Even as the EU increasingly views China as a “systemic rival”, Hungary has become the main defender of Beijing’s interests. Between 2016 and 2022, it had used its veto power on several occasions to block European Council decisions condemning Chinese actions.
In addition, Xi’s visit to Serbia on Tuesday, the 25th anniversary of Nato’s accidental bombing of the Chinese embassy in Belgrade, could also alienate opinion in western Europe, the diplomats said.
After Russia’s full-scale invasion of Ukraine in 2022, the Chinese mission to the EU cited the 1999 bombing to explain Chinese sympathy for Russia’s argument that the western military alliance was responsible for the more recent conflict.

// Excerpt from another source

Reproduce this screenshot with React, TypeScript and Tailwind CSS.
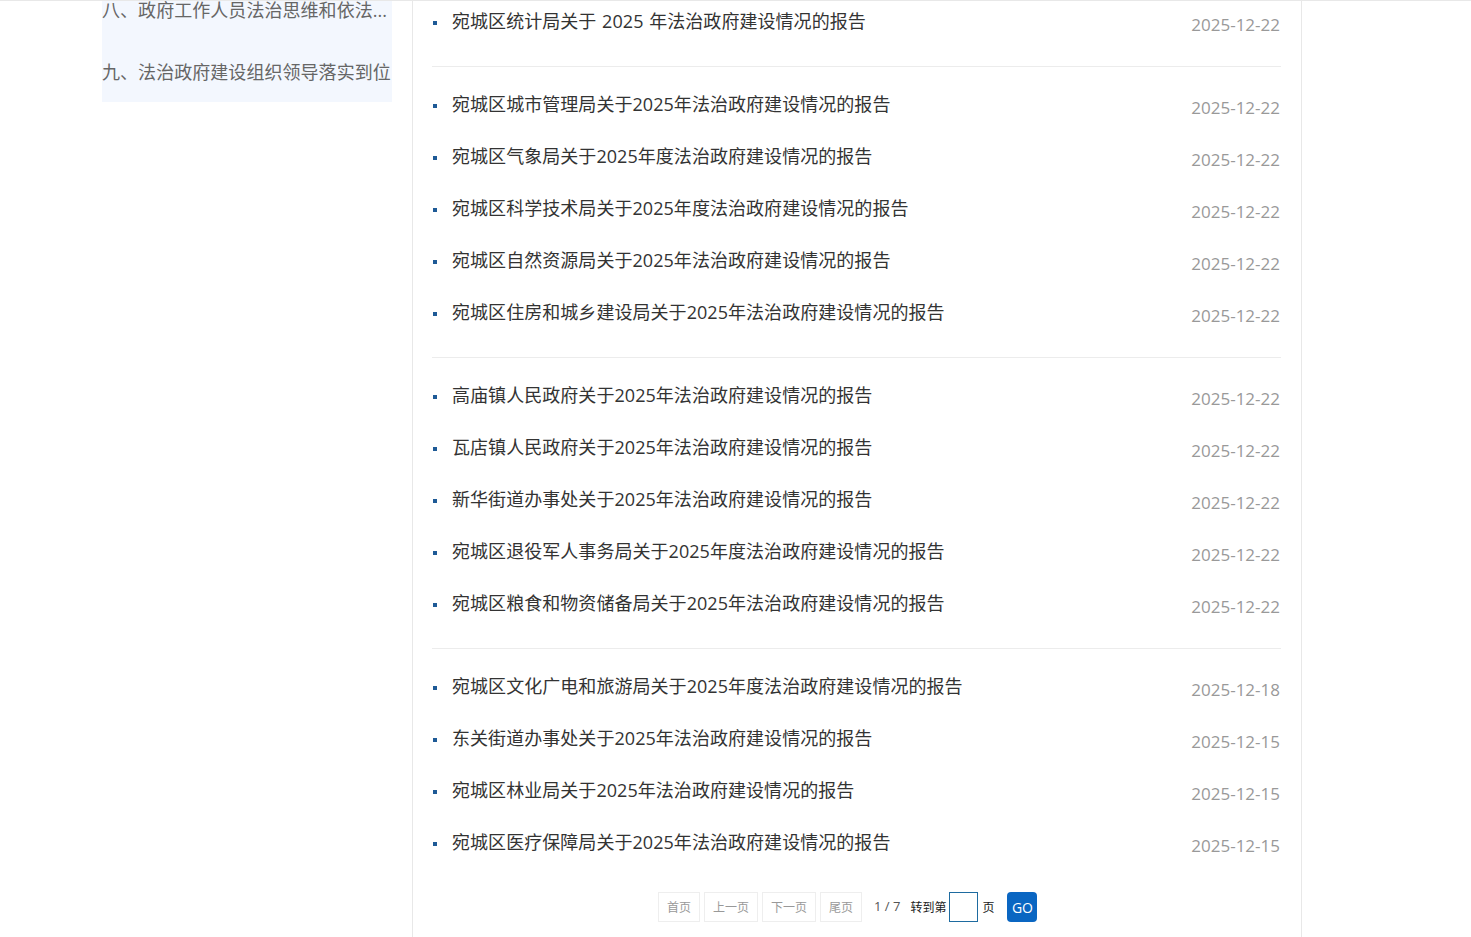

“Chinese people can fully relate to the pains and sufferings of other countries because we will never forget who had bombed our embassy in the Federal Republic of Yugoslavia,” a spokesperson for the mission said.
Indeed, the Ukraine war is set to loom large over Xi’s Europe trip.
Chinese academics said Beijing viewed the US as using the war to extend its hegemony over Europe, while putting pressure on China for its alleged role in supporting Russia.
They said Chinese leaders believed Macron wanted Europe to exercise more strategic autonomy from the US, an aspiration Beijing shared. However, Xi’s friendship with Russian President Vladimir Putin means that anything he says about Ukraine will be viewed with deep distrust in much of Europe.
Still, Macron is expected to try to convince the Chinese leader to use his influence with Putin to change the course of the war, even though similar efforts during a visit to China last year did not bear fruit.
“Our aim is to encourage China to use the levers at its disposal with Moscow to influence Russia’s calculations and try and contribute to a resolution of this conflict,” an Élysée official said.